3. Parque Urbano Armanda Álvaro Alberto, centro, Duque de Caxias – A luta pela preservação da única área verde do centro de Caxias e pelo tombamento do prédio que abriga a mítica escola MATE COM ANGU iniciou-se em 2014, quando a prefeitura derrubou 167 árvores para a construção de um shopping. Fundada em 1921 pela educadora Armanda Álvaro Alberto, trata-se da primeira escola do Brasil a oferecer merenda. A E.M. Dr. Álvaro Alberto ficou popularmente conhecida como escola Mate com Angu, por ser essa a principal refeição oferecida aos estudantes nas primeiras décadas do século XX. O processo de licenciamento ambiental do shopping está repleto de fragilidades e passa por cima do Plano Diretor de Caxias, que limita o adensamento do centro, conforme os estudos produzidos pelos professores e estudantes do IPPUR/UFRJ e apresentados em seminários e audiências promovidos pelo FORAS – Fórum de Resistência e Oposição ao shopping. O FORAS reúne diversos segmentos da sociedade civil do município e conseguiu impedir o avanço das construções. Atualmente, a obra está parada na Justiça e o FORAS mantém a luta para a criação de um parque urbano no entorno da escola, preservando o patrimônio histórico e cultural e proporcionando uma área arborizada para a população que frequenta o centro da cidade.
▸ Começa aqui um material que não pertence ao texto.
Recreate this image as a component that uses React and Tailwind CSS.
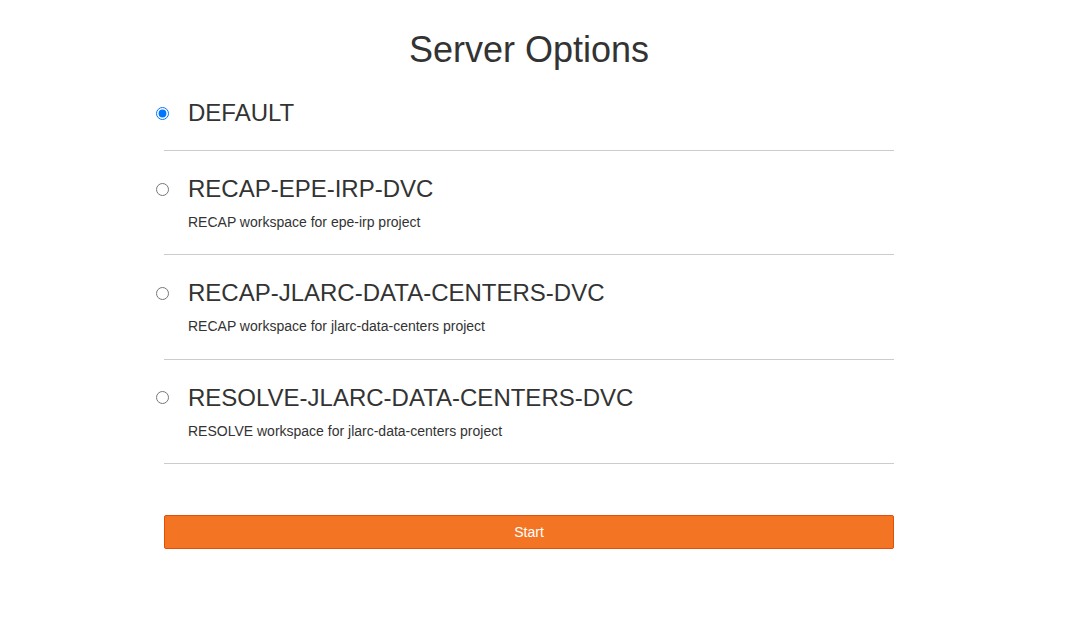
import React, { useState } from 'react';

const options = [
  { id: 'default', name: 'DEFAULT', desc: null },
  { id: 'epe', name: 'RECAP-EPE-IRP-DVC', desc: 'RECAP workspace for epe-irp project' },
  { id: 'recap-jlarc', name: 'RECAP-JLARC-DATA-CENTERS-DVC', desc: 'RECAP workspace for jlarc-data-centers project' },
  { id: 'resolve-jlarc', name: 'RESOLVE-JLARC-DATA-CENTERS-DVC', desc: 'RESOLVE workspace for jlarc-data-centers project' },
];

function App() {
  const [selected, setSelected] = useState('default');

  return (
    <div className="w-full min-h-screen bg-white text-[#333] font-['Liberation_Sans',Arial,sans-serif]">
      <div className="ml-[164px] w-[730px]">
        <h1 className="pt-[30px] mb-[5px] text-center text-[36px] leading-[40px] font-normal">
          Server Options
        </h1>

        <div className="flex flex-col">
          {options.map((opt, i) => (
            <label
              key={opt.id}
              className={`flex pt-[25px] border-b border-[#ccc] cursor-pointer ${i === 0 ? 'pb-[24px]' : 'pb-[22.4px]'}`}
            >
              <div className="w-[32px] -ml-[8px] h-[26px] flex items-center shrink-0">
                <input
                  type="radio"
                  name="profile"
                  value={opt.id}
                  checked={selected === opt.id}
                  onChange={() => setSelected(opt.id)}
                  className="w-[13px] h-[13px] m-0"
                />
              </div>
              <div className="flex flex-col">
                <h3 className="text-[24px] leading-[26px] font-normal">{opt.name}</h3>
                {opt.desc && (
                  <p className="mt-[10px] text-[14px] leading-5">{opt.desc}</p>
                )}
              </div>
            </label>
          ))}
        </div>

        <button className="mt-[51px] w-full h-[34px] bg-[#f37524] border border-[#e34e0b] rounded-[2px] text-white text-[14px] leading-5">
          Start
        </button>
      </div>
    </div>
  );
}

export default App;
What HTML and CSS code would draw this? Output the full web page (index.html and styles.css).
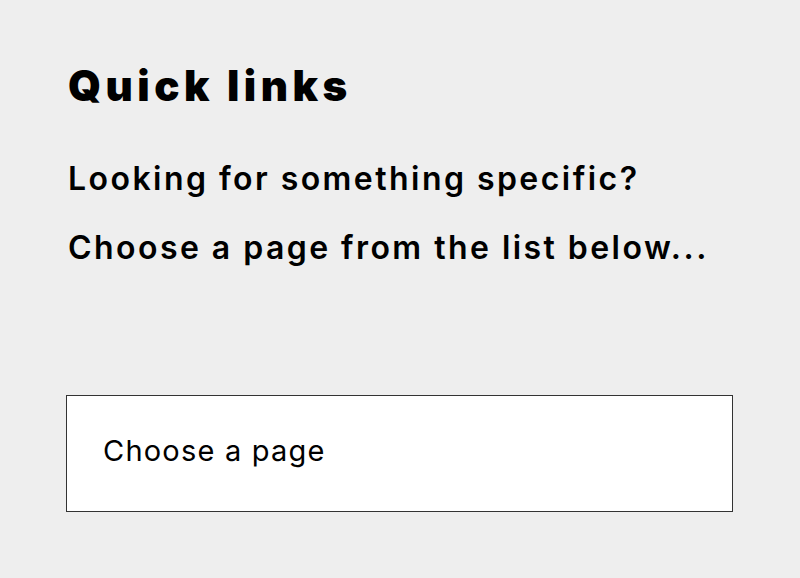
FILE: index.html
```html
<!DOCTYPE html>
<html lang="en">
<head>
<meta charset="utf-8">
<title>Quick links</title>
<link rel="stylesheet" href="styles.css">
</head>
<body>
<main class="quick-links">
  <h2 class="title">Quick links</h2>
  <p class="intro">Looking for something specific?</p>
  <p class="intro">Choose a page from the list below...</p>
  <div class="select">
    <span class="select-label">Choose a page</span>
  </div>
</main>
</body>
</html>
```
FILE: styles.css
```css
html, body {
  margin: 0;
  background: #eeeeee;
}
.quick-links {
  padding: 61px 67px 0 66px;
  font-family: Inter, "Liberation Sans", sans-serif;
  color: #000;
}
.title {
  margin: 0 0 46px 2px;
  font-size: 42px;
  line-height: 50px;
  font-weight: 900;
  letter-spacing: 4.5px;
}
.intro {
  margin: 0 0 25px 2px;
  font-size: 32px;
  line-height: 44px;
  font-weight: 600;
  letter-spacing: 2.45px;
}
.intro + .intro {
  margin-bottom: 0;
}
.select {
  margin-top: 125px;
  background: #fff;
  border: 1px solid #333;
  padding: 35px 36px 40px;
}
.select-label {
  display: block;
  font-size: 29px;
  line-height: 40px;
  font-weight: 400;
  letter-spacing: 1.2px;
}
```
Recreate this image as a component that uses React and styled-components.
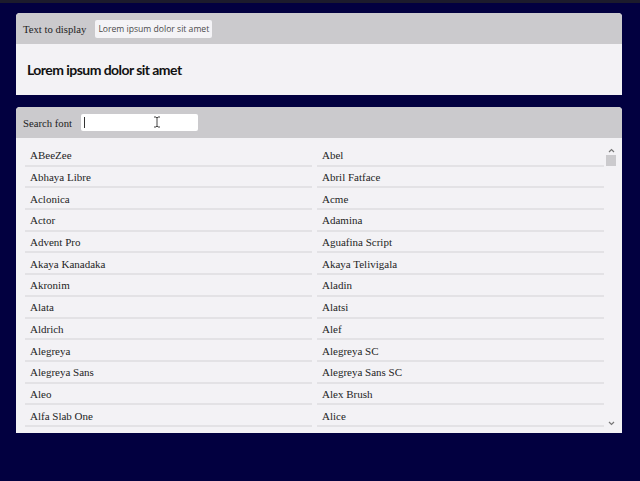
import styled, { createGlobalStyle } from "styled-components";

const GlobalStyle = createGlobalStyle`
  html, body {
    margin: 0;
    padding: 0;
    background: #020040;
  }
  body {
    border-top: 3px solid #1c1b2c;
    height: 478px;
    overflow: hidden;
  }
`;

const fonts = [
  "ABeeZee", "Abel",
  "Abhaya Libre", "Abril Fatface",
  "Aclonica", "Acme",
  "Actor", "Adamina",
  "Advent Pro", "Aguafina Script",
  "Akaya Kanadaka", "Akaya Telivigala",
  "Akronim", "Aladin",
  "Alata", "Alatsi",
  "Aldrich", "Alef",
  "Alegreya", "Alegreya SC",
  "Alegreya Sans", "Alegreya Sans SC",
  "Aleo", "Alex Brush",
  "Alfa Slab One", "Alice",
];

const Page = styled.div`
  display: flex;
  flex-direction: column;
  gap: 12px;
  padding: 10px 18px 0 16px;
`;

const Panel = styled.section`
  background: #f3f2f5;
  border-radius: 4px 4px 0 0;
  overflow: hidden;
  display: flex;
  flex-direction: column;
  height: ${(p) => p.$height}px;
`;

const Header = styled.div`
  height: 31px;
  flex: none;
  background: #cbcacd;
  display: flex;
  align-items: center;
  padding: 0 7px;
  gap: ${(p) => p.$gap}px;
  position: relative;
`;

const Label = styled.span`
  font-family: "Liberation Serif", serif;
  font-size: 10.7px;
  color: #222;
`;

const TextInput = styled.div`
  width: ${(p) => p.$width}px;
  height: ${(p) => p.$tall}px;
  box-sizing: border-box;
  background: ${(p) => p.$bg};
  border-radius: 2px;
  display: flex;
  align-items: center;
  padding: 0 3px;
  font-family: "Open Sans", "Liberation Sans", sans-serif;
  font-size: 8.6px;
  color: #4a4a4a;
`;

const Caret = styled.span`
  width: 1px;
  height: 11px;
  background: #333;
`;

const Beam = styled.svg`
  position: absolute;
  left: 137px;
  top: 9px;
`;

const Display = styled.div`
  flex: 1;
  display: flex;
  align-items: center;
  padding: 0 11px;
  font-family: "Lato", sans-serif;
  font-weight: 700;
  font-size: 14px;
  letter-spacing: -0.55px;
  color: #111;
`;

const ListArea = styled.div`
  flex: 1;
  display: flex;
  padding: 6px 5px 0 9px;
  gap: 1px;
  min-height: 0;
`;

const Grid = styled.div`
  flex: 1;
  display: grid;
  grid-template-columns: 1fr 1fr;
  column-gap: 5px;
  grid-auto-rows: 21.7px;
  align-content: start;
  overflow: hidden;
  padding-top: 1px;
`;

const Item = styled.div`
  box-sizing: border-box;
  border-bottom: 2px solid #e3e2e5;
  display: flex;
  align-items: center;
  padding: 1px 5px 0;
  font-family: "Liberation Serif", serif;
  font-size: 11px;
  color: #1e1e1e;
`;

const Scrollbar = styled.div`
  width: 12px;
  flex: none;
  display: flex;
  flex-direction: column;
  align-items: center;
  height: 284px;
`;

const Arrow = styled.svg`
  flex: none;
  margin: ${(p) => p.$m};
`;

const Thumb = styled.div`
  width: 10px;
  height: 11px;
  background: #cbcacd;
  flex: none;
`;

const Spacer = styled.div`
  flex: 1;
`;

export default function App() {
  return (
    <>
      <GlobalStyle />
      <Page>
        <Panel $height={82}>
          <Header $gap={9}>
            <Label>Text to display</Label>
            <TextInput $width={117} $tall={18} $bg="#f4f3f6">
              Lorem ipsum dolor sit amet
            </TextInput>
          </Header>
          <Display>Lorem ipsum dolor sit amet</Display>
        </Panel>
        <Panel $height={326}>
          <Header $gap={9}>
            <Label>Search font</Label>
            <TextInput $width={117} $tall={17} $bg="#ffffff">
              <Caret />
            </TextInput>
            <Beam width="8" height="12" viewBox="0 0 8 12">
              <path
                d="M1 1h2l1 1 1-1h2M4 2v8M1 11h2l1-1 1 1h2"
                fill="none"
                stroke="#444"
                strokeWidth="1"
              />
            </Beam>
          </Header>
          <ListArea>
            <Grid>
              {fonts.map((f) => (
                <Item key={f}>{f}</Item>
              ))}
            </Grid>
            <Scrollbar>
              <Arrow $m="4px 0 2px" width="7" height="5" viewBox="0 0 7 5">
                <path d="M1 4l2.5-2.5L6 4" fill="none" stroke="#777" strokeWidth="1.2" />
              </Arrow>
              <Thumb />
              <Spacer />
              <Arrow $m="0 0 2px" width="7" height="5" viewBox="0 0 7 5">
                <path d="M1 1l2.5 2.5L6 1" fill="none" stroke="#777" strokeWidth="1.2" />
              </Arrow>
            </Scrollbar>
          </ListArea>
        </Panel>
      </Page>
    </>
  );
}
4. Parque Urbano de Imbariê, 3° distrito, Duque de Caxias – Ainda no plano das ideias, trata-se de uma proposta de requalificação urbana e paisagística do entorno da FAETEC de Imbariê, do campo do Santa Rosa e das margens do ramal de trem de Vila Inhomirim x Saracuruna, entre a estação de Parada Angélica e Imbariê. A FAETEC é um importante equipamento educacional e hoje abriga a primeira faculdade pública do 3° distrito de Duque de Caxias. O Santa Rosa, um dos últimos campos de futebol de um passado com campeonatos importantes na região, e a ciclovia, recém inaugurada ao longo da avenida Coronel Sisson, completam o cenário de possibilidades para o desenvolvimento urbano, social e econômico da região. A requalificação dessa área degradada é uma oportunidade para a criação de um complexo educacional, esportivo e cultural numa área central do terceiro distrito, proporcionando lazer e bem-estar para a população de Imbariê, Santa Lucia, Parada Angélica, Getúlio Cabral, Rodrigues Alves e os bairros do entorno. Recentemente observei pessoas correndo e pedalando à noite na nova ciclovia. Isso evidencia que Imbariê poderia ter seu próprio “Parque de Madureira”, desde que houvesse o devido investimento em infraestrutura.
Mais do que desejos, esses quatro lugares são frentes de luta: oportunidades para a construção do bem público a partir da cooperação entre Estado e sociedade. O #Rio2017 que almejo precisa arregaçar as mangas e construir coletivamente a cidadania que produzirá uma CIDADE PARA VIVER.